GIVEN EXERCISE: With the images removed, repeat the data below exactly.

DATA LINES:
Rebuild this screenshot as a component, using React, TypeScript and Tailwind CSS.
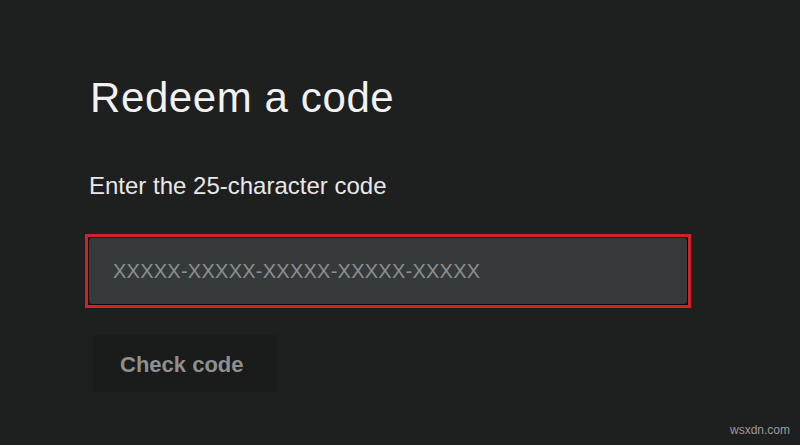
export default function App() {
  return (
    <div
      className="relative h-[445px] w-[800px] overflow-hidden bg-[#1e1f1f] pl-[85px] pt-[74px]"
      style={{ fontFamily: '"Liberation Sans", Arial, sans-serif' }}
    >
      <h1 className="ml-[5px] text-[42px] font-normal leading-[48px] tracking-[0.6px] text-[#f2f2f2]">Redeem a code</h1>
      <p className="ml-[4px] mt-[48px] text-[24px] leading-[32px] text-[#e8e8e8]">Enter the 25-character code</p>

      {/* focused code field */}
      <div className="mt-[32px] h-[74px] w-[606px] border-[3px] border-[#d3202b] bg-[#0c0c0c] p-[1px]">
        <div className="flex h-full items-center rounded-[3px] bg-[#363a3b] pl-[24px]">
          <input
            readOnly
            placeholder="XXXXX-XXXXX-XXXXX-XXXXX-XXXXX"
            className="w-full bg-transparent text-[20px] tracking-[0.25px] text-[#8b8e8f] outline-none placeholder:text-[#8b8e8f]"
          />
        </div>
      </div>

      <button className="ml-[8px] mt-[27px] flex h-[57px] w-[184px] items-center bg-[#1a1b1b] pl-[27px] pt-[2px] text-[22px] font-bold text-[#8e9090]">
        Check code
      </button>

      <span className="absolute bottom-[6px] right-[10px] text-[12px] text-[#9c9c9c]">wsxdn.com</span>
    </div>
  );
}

EXERCISE RESPONSE:
Rebuild this screenshot as a component, using React, TypeScript and Tailwind CSS.
export default function App() {
  return (
    <div
      className="relative h-[445px] w-[800px] overflow-hidden bg-[#1e1f1f] pl-[85px] pt-[74px]"
      style={{ fontFamily: '"Liberation Sans", Arial, sans-serif' }}
    >
      <h1 className="ml-[5px] text-[42px] font-normal leading-[48px] tracking-[0.6px] text-[#f2f2f2]">Redeem a code</h1>
      <p className="ml-[4px] mt-[48px] text-[24px] leading-[32px] text-[#e8e8e8]">Enter the 25-character code</p>

      {/* focused code field */}
      <div className="mt-[32px] h-[74px] w-[606px] border-[3px] border-[#d3202b] bg-[#0c0c0c] p-[1px]">
        <div className="flex h-full items-center rounded-[3px] bg-[#363a3b] pl-[24px]">
          <input
            readOnly
            placeholder="XXXXX-XXXXX-XXXXX-XXXXX-XXXXX"
            className="w-full bg-transparent text-[20px] tracking-[0.25px] text-[#8b8e8f] outline-none placeholder:text-[#8b8e8f]"
          />
        </div>
      </div>

      <button className="ml-[8px] mt-[27px] flex h-[57px] w-[184px] items-center bg-[#1a1b1b] pl-[27px] pt-[2px] text-[22px] font-bold text-[#8e9090]">
        Check code
      </button>

      <span className="absolute bottom-[6px] right-[10px] text-[12px] text-[#9c9c9c]">wsxdn.com</span>
    </div>
  );
}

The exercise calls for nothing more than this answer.